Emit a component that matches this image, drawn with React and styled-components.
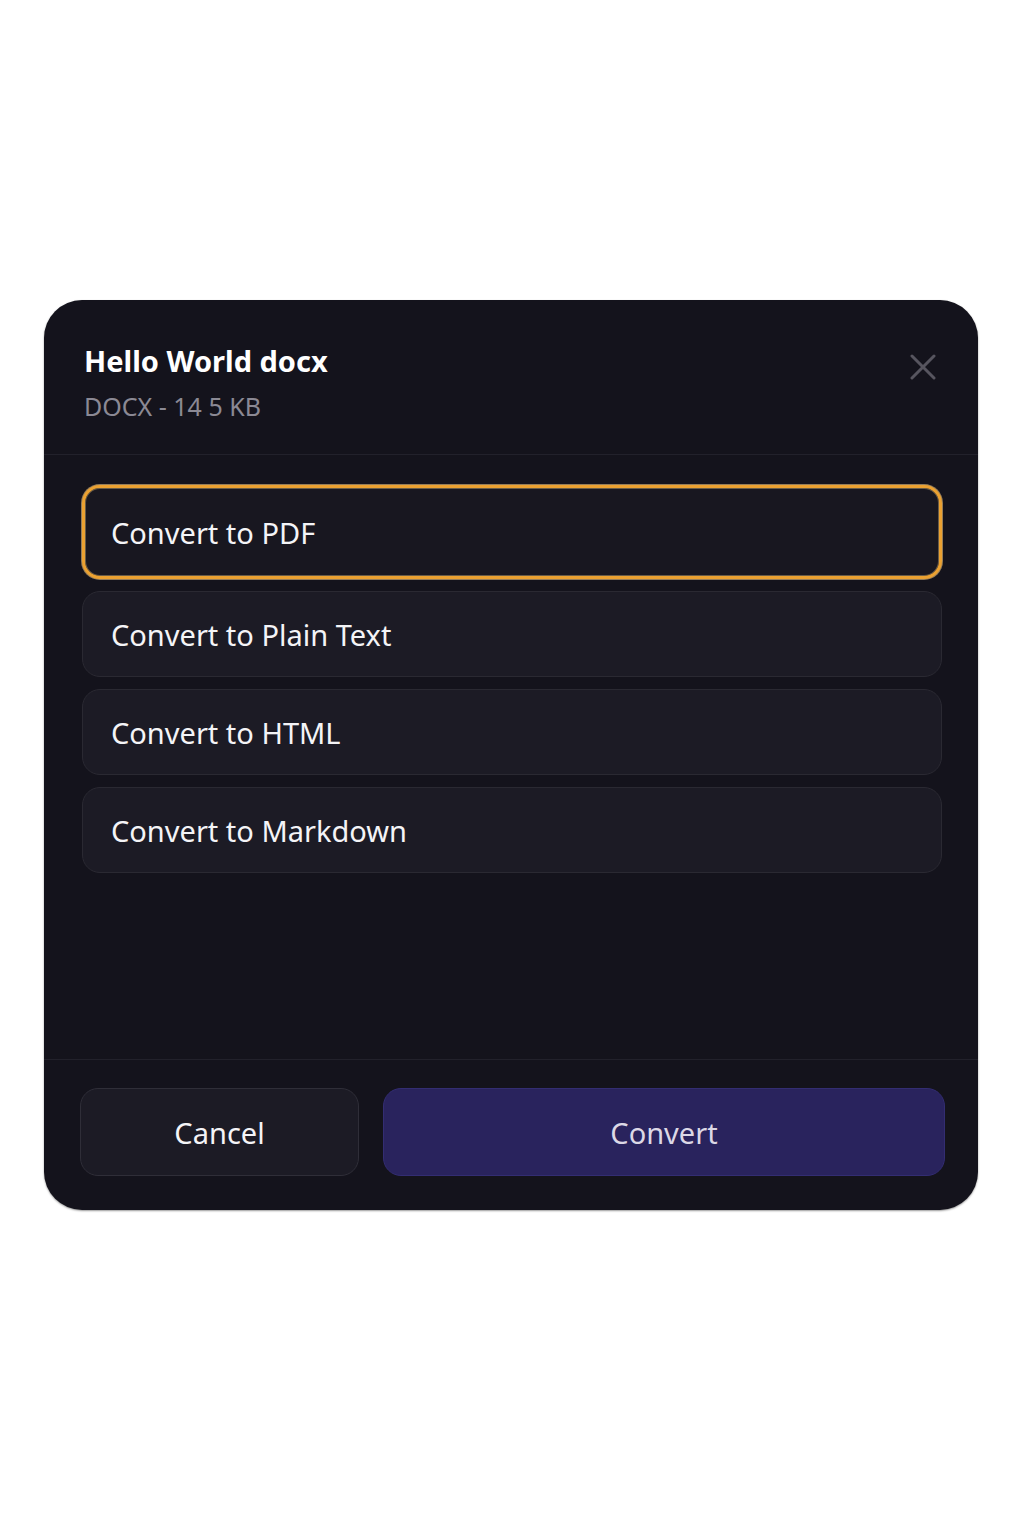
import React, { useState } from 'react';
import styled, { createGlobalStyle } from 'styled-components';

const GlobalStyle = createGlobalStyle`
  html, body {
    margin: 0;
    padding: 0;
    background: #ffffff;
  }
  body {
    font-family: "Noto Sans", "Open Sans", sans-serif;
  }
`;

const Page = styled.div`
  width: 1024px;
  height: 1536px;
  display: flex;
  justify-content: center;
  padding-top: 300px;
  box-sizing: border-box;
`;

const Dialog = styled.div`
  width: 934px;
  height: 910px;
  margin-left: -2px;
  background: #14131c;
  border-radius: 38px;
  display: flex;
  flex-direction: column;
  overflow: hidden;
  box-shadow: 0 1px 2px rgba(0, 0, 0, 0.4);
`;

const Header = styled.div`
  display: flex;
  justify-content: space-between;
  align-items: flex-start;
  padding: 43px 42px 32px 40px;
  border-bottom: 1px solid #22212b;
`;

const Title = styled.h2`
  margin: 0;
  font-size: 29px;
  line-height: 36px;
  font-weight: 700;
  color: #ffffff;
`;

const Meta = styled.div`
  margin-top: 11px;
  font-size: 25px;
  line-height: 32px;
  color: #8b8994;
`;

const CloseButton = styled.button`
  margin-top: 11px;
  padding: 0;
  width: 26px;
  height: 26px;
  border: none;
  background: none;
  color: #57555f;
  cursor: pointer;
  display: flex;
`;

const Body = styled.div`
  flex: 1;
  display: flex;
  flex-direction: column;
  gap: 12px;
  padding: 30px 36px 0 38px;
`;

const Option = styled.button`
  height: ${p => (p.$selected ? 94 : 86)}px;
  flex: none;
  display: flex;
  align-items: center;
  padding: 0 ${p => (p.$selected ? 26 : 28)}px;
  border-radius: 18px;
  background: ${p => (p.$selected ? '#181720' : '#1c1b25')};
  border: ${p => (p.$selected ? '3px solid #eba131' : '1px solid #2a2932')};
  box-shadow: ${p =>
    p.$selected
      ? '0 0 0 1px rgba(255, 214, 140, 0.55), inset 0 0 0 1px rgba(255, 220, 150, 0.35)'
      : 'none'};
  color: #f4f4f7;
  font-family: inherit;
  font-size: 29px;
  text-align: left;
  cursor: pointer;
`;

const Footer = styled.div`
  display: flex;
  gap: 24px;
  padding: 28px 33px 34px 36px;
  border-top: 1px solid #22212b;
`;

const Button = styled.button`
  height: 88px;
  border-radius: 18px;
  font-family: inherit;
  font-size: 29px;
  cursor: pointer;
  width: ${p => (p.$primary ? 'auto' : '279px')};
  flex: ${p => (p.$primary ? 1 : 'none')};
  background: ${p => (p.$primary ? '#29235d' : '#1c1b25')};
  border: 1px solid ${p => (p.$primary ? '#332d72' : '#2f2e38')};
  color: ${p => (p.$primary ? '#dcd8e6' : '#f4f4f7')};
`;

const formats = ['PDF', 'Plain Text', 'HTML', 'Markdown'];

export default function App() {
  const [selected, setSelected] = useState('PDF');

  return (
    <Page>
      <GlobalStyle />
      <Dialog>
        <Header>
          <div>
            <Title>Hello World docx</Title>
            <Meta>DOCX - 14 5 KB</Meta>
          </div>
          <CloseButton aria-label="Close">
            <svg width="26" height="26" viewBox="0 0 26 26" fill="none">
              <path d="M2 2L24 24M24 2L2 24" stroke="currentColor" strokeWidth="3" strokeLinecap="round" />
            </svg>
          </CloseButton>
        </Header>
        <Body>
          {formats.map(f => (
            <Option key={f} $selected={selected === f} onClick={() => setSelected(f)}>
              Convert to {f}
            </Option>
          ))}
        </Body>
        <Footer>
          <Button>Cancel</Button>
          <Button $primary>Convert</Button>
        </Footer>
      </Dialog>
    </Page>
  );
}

####################

The data above should be repeated exactly, minus any pictures.

FULL SOLUTION
Emit a component that matches this image, drawn with React and styled-components.
import React, { useState } from 'react';
import styled, { createGlobalStyle } from 'styled-components';

const GlobalStyle = createGlobalStyle`
  html, body {
    margin: 0;
    padding: 0;
    background: #ffffff;
  }
  body {
    font-family: "Noto Sans", "Open Sans", sans-serif;
  }
`;

const Page = styled.div`
  width: 1024px;
  height: 1536px;
  display: flex;
  justify-content: center;
  padding-top: 300px;
  box-sizing: border-box;
`;

const Dialog = styled.div`
  width: 934px;
  height: 910px;
  margin-left: -2px;
  background: #14131c;
  border-radius: 38px;
  display: flex;
  flex-direction: column;
  overflow: hidden;
  box-shadow: 0 1px 2px rgba(0, 0, 0, 0.4);
`;

const Header = styled.div`
  display: flex;
  justify-content: space-between;
  align-items: flex-start;
  padding: 43px 42px 32px 40px;
  border-bottom: 1px solid #22212b;
`;

const Title = styled.h2`
  margin: 0;
  font-size: 29px;
  line-height: 36px;
  font-weight: 700;
  color: #ffffff;
`;

const Meta = styled.div`
  margin-top: 11px;
  font-size: 25px;
  line-height: 32px;
  color: #8b8994;
`;

const CloseButton = styled.button`
  margin-top: 11px;
  padding: 0;
  width: 26px;
  height: 26px;
  border: none;
  background: none;
  color: #57555f;
  cursor: pointer;
  display: flex;
`;

const Body = styled.div`
  flex: 1;
  display: flex;
  flex-direction: column;
  gap: 12px;
  padding: 30px 36px 0 38px;
`;

const Option = styled.button`
  height: ${p => (p.$selected ? 94 : 86)}px;
  flex: none;
  display: flex;
  align-items: center;
  padding: 0 ${p => (p.$selected ? 26 : 28)}px;
  border-radius: 18px;
  background: ${p => (p.$selected ? '#181720' : '#1c1b25')};
  border: ${p => (p.$selected ? '3px solid #eba131' : '1px solid #2a2932')};
  box-shadow: ${p =>
    p.$selected
      ? '0 0 0 1px rgba(255, 214, 140, 0.55), inset 0 0 0 1px rgba(255, 220, 150, 0.35)'
      : 'none'};
  color: #f4f4f7;
  font-family: inherit;
  font-size: 29px;
  text-align: left;
  cursor: pointer;
`;

const Footer = styled.div`
  display: flex;
  gap: 24px;
  padding: 28px 33px 34px 36px;
  border-top: 1px solid #22212b;
`;

const Button = styled.button`
  height: 88px;
  border-radius: 18px;
  font-family: inherit;
  font-size: 29px;
  cursor: pointer;
  width: ${p => (p.$primary ? 'auto' : '279px')};
  flex: ${p => (p.$primary ? 1 : 'none')};
  background: ${p => (p.$primary ? '#29235d' : '#1c1b25')};
  border: 1px solid ${p => (p.$primary ? '#332d72' : '#2f2e38')};
  color: ${p => (p.$primary ? '#dcd8e6' : '#f4f4f7')};
`;

const formats = ['PDF', 'Plain Text', 'HTML', 'Markdown'];

export default function App() {
  const [selected, setSelected] = useState('PDF');

  return (
    <Page>
      <GlobalStyle />
      <Dialog>
        <Header>
          <div>
            <Title>Hello World docx</Title>
            <Meta>DOCX - 14 5 KB</Meta>
          </div>
          <CloseButton aria-label="Close">
            <svg width="26" height="26" viewBox="0 0 26 26" fill="none">
              <path d="M2 2L24 24M24 2L2 24" stroke="currentColor" strokeWidth="3" strokeLinecap="round" />
            </svg>
          </CloseButton>
        </Header>
        <Body>
          {formats.map(f => (
            <Option key={f} $selected={selected === f} onClick={() => setSelected(f)}>
              Convert to {f}
            </Option>
          ))}
        </Body>
        <Footer>
          <Button>Cancel</Button>
          <Button $primary>Convert</Button>
        </Footer>
      </Dialog>
    </Page>
  );
}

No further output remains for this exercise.